I can envision the intense anguish and sorrow Jesus felt was certainly understandable. Being God himself, Christ knew “all that was going to happen to Him” (John 18:4). He knew in painstaking detail the events that were to follow soon after He was betrayed by one of His very own disciples. He knew He was about to undergo several trials where all of the witnesses against Him would lie. He knew that many who had hailed Him as the Messiah only days earlier would now be screaming for His crucifixion (Luke 23:23). He knew He would be flogged nearly to the point of death before they pounded the metal spikes into His flesh. He knew the prophetic words of Isaiah spoken seven centuries earlier that He would be beaten so badly that He would be “disfigured beyond that of any man” and “beyond human likeness” (Isaiah 52:14). Certainly, these things factored into His great anguish and sorrow, causing Him to sweat drops of blood. Yet there was more.

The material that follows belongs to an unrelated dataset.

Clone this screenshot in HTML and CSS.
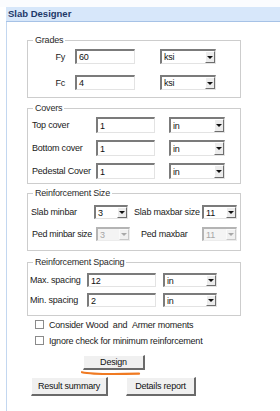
FILE: index.html
```html
<!DOCTYPE html>
<html>
<head>
<meta charset="utf-8">
<link rel="stylesheet" href="styles.css">
</head>
<body>
<div class="topstrip"></div>
<div class="header">Slab Designer</div>
<div class="panel">
  <div class="group grades">
    <div class="legend">Grades</div>
    <div class="row r-fy">
      <span class="lbl lbl-grade">Fy</span>
      <span class="input w60">60</span>
      <span class="sel w56 ml25"><span class="val">ksi</span><span class="btn"></span></span>
    </div>
    <div class="row r-fc">
      <span class="lbl lbl-grade">Fc</span>
      <span class="input w60">4</span>
      <span class="sel w56 ml25"><span class="val">ksi</span><span class="btn"></span></span>
    </div>
  </div>

  <div class="group covers">
    <div class="legend">Covers</div>
    <div class="row r-cov first">
      <span class="lbl lbl-cov">Top cover</span>
      <span class="input w59">1</span>
      <span class="sel w56 ml14"><span class="val">in</span><span class="btn"></span></span>
    </div>
    <div class="row r-cov">
      <span class="lbl lbl-cov">Bottom cover</span>
      <span class="input w59">1</span>
      <span class="sel w56 ml14"><span class="val">in</span><span class="btn"></span></span>
    </div>
    <div class="row r-cov">
      <span class="lbl lbl-cov">Pedestal Cover</span>
      <span class="input w59">1</span>
      <span class="sel w56 ml14"><span class="val">in</span><span class="btn"></span></span>
    </div>
  </div>

  <div class="group rsize">
    <div class="legend">Reinforcement Size</div>
    <div class="row r-size1">
      <span class="lbl lbl-smin">Slab minbar</span>
      <span class="sel w34"><span class="val">3</span><span class="btn"></span></span>
      <span class="lbl lbl-smax">Slab maxbar size</span>
      <span class="sel w35"><span class="val">11</span><span class="btn"></span></span>
    </div>
    <div class="row r-size2">
      <span class="lbl lbl-pmin">Ped minbar size</span>
      <span class="sel w34 disabled"><span class="val">3</span><span class="btn"></span></span>
      <span class="lbl lbl-pmax">Ped maxbar</span>
      <span class="sel w35 disabled"><span class="val">11</span><span class="btn"></span></span>
    </div>
  </div>

  <div class="group rspace">
    <div class="legend">Reinforcement Spacing</div>
    <div class="row r-sp1">
      <span class="lbl lbl-sp">Max. spacing</span>
      <span class="input w69">12</span>
      <span class="sel w54 ml7"><span class="val">in</span><span class="btn"></span></span>
    </div>
    <div class="row r-sp2">
      <span class="lbl lbl-sp">Min. spacing</span>
      <span class="input w69">2</span>
      <span class="sel w54 ml7"><span class="val">in</span><span class="btn"></span></span>
    </div>
  </div>

  <div class="checks">
    <label class="check"><span class="box"></span>Consider Wood &nbsp;and &nbsp;Armer moments</label>
    <label class="check"><span class="box"></span>Ignore check for minimum reinforcement</label>
  </div>

  <div class="design-wrap">
    <button class="button design">Design</button>
    <svg class="mark" width="64" height="6" viewBox="0 0 64 6"><path d="M1 2.2 C 10 4.2, 30 4.4, 58 3.6" stroke="#f07a22" stroke-width="2.2" fill="none" stroke-linecap="round"/></svg>
  </div>

  <div class="bottom-buttons">
    <button class="button result">Result summary</button>
    <button class="button details">Details report</button>
  </div>
</div>
</body>
</html>
```

FILE: styles.css
```css
html, body {
  margin: 0;
  padding: 0;
}
body {
  width: 280px;
  height: 411px;
  overflow: hidden;
  background: #ffffff;
  font-family: "Liberation Sans", Arial, sans-serif;
  font-size: 9px;
  letter-spacing: -0.2px;
  color: #1a1a1a;
}
.topstrip {
  height: 7px;
  background: #fbfcfe;
}
.header {
  margin-left: 6px;
  height: 14px;
  line-height: 14px;
  background: #d7e7fa;
  border-bottom: 1px solid #a6c2e6;
  color: #1d3868;
  font-weight: bold;
  font-size: 9.5px;
  letter-spacing: 0;
  padding-left: 2px;
}
.panel {
  margin-left: 6px;
  border-left: 1px solid #c3d7f0;
  height: 389px;
  padding-left: 20px;
  padding-top: 18px;
  box-sizing: border-box;
}
.group {
  width: 214px;
  box-sizing: border-box;
  border: 1px solid #cdcdcd;
}
.legend {
  margin: -6px 0 0 5px;
  padding: 0 2px;
  background: #fff;
  width: max-content;
  height: 11px;
  line-height: 11px;
  color: #2a2a2a;
}
.row {
  display: flex;
  align-items: center;
}
.lbl {
  white-space: nowrap;
}
/* Grades */
.grades { height: 58px; }
.r-fy { margin-top: 3px; height: 15px; }
.r-fc { margin-top: 11px; height: 15px; }
.lbl-grade { width: 37px; text-align: right; margin-right: 10px; }

/* Covers */
.covers { height: 76px; margin-top: 10px; }
.r-cov { height: 16px; margin-top: 7px; }
.r-cov.first { margin-top: 3px; }
.lbl-cov { width: 68px; padding-left: 4px; box-sizing: border-box; }

/* Reinforcement size */
.rsize { height: 58px; margin-top: 9px; }
.r-size1 { height: 14px; margin-top: 6px; }
.r-size2 { height: 14px; margin-top: 8px; }
.lbl-smin { width: 66px; padding-left: 3px; box-sizing: border-box; }
.lbl-smax { width: 74px; padding-left: 6px; box-sizing: border-box; }
.lbl-pmin { width: 68px; padding-left: 4px; box-sizing: border-box; letter-spacing: -0.3px; }
.lbl-pmax { width: 72px; padding-left: 11px; box-sizing: border-box; }

/* Reinforcement spacing */
.rspace { height: 54px; margin-top: 11px; }
.r-sp1 { height: 14px; margin-top: 5px; }
.r-sp2 { height: 14px; margin-top: 6px; }
.lbl-sp { width: 59px; padding-left: 2px; box-sizing: border-box; }

/* inputs */
.input {
  height: 100%;
  box-sizing: border-box;
  background: #fff;
  border-style: solid;
  border-width: 2px 1px 1px 2px;
  border-color: #7b7b7b #e3e3e3 #e3e3e3 #7b7b7b;
  padding-left: 2px;
  display: flex;
  align-items: center;
  color: #111;
}
.sel {
  height: 100%;
  box-sizing: border-box;
  display: flex;
  border-style: solid;
  border-width: 2px 1px 1px 2px;
  border-color: #7b7b7b #e3e3e3 #e3e3e3 #7b7b7b;
  background: #fff;
}
.sel .val {
  flex: 1;
  padding-left: 2px;
  display: flex;
  align-items: center;
  color: #111;
}
.sel .btn {
  width: 10px;
  box-sizing: border-box;
  background: #ececec;
  border: 1px solid;
  border-color: #ffffff #6e6e6e #6e6e6e #ffffff;
  display: flex;
  align-items: center;
  justify-content: center;
}
.sel .btn::after {
  content: "";
  border-left: 3px solid transparent;
  border-right: 3px solid transparent;
  border-top: 3px solid #111;
}
.sel.disabled {
  border-color: #b4b4b4 #ececec #ececec #b4b4b4;
  background: #f4f4f4;
}
.sel.disabled .val { color: #a6a6a6; }
.sel.disabled .btn { background: #f0f0f0; border-color: #fafafa #c8c8c8 #c8c8c8 #fafafa; }
.sel.disabled .btn::after { border-top-color: #a8a8a8; }

.w60 { width: 60px; }
.w59 { width: 59px; }
.w69 { width: 69px; }
.w56 { width: 56px; }
.w54 { width: 54px; }
.w34 { width: 34px; }
.w35 { width: 35px; }
.ml25 { margin-left: 25px; }
.ml14 { margin-left: 14px; }
.ml7 { margin-left: 7px; }

/* checkboxes */
.checks {
  margin-top: 3px;
  padding-left: 8px;
  display: flex;
  flex-direction: column;
  gap: 5px;
}
.check {
  display: flex;
  align-items: center;
  height: 11px;
  white-space: nowrap;
}
.box {
  width: 9px;
  height: 9px;
  box-sizing: border-box;
  border: 1px solid #8a8a8a;
  background: #fff;
  margin-right: 5px;
}

/* buttons */
.button {
  font-family: "Liberation Sans", Arial, sans-serif;
  font-size: 9px;
  letter-spacing: -0.2px;
  color: #111;
  background: #f0f0f0;
  border-style: solid;
  border-width: 1px 2px 2px 1px;
  border-color: #ffffff #6a6a6a #6a6a6a #ffffff;
  padding: 0;
  margin: 0;
  box-sizing: border-box;
}
.design-wrap {
  position: relative;
  margin-top: 9px;
  margin-left: 56px;
  width: 62px;
  height: 15px;
}
.design {
  width: 62px;
  height: 15px;
}
.mark {
  position: absolute;
  left: -2px;
  top: 15px;
}
.bottom-buttons {
  display: flex;
  margin-top: 7px;
  margin-left: 4px;
  gap: 18px;
}
.result { width: 77px; height: 19px; }
.details { width: 70px; height: 19px; }
```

Crucifixion was considered to be the most painful and torturous method of execution ever devised and was used on the most despised and wicked people. In fact, so horrific was the pain that a word was designed to help explain it—excruciating, which literally means “from the cross.” From His arrest in the garden until the time our Lord stated, “It is finished” (John 19:30), Scripture records only one instance where Jesus “cried out in a loud voice” (Matthew 27:46). As our sinless Savior bore the weight of the world’s sins on His shoulders, His Father must have looked away, as His “eyes are too pure to look on evil” (Habakkuk1:13), causing the suffering Servant to cry out “Eloi, Eloi, lama sabachthani?”—“My God, my God, why have you forsaken me?” (Psalm 22:1Matthew 27:46). The spiritual pain of this feeling of abandonment no doubt greatly exceeded the intense physical pain the Lord endured on our behalf.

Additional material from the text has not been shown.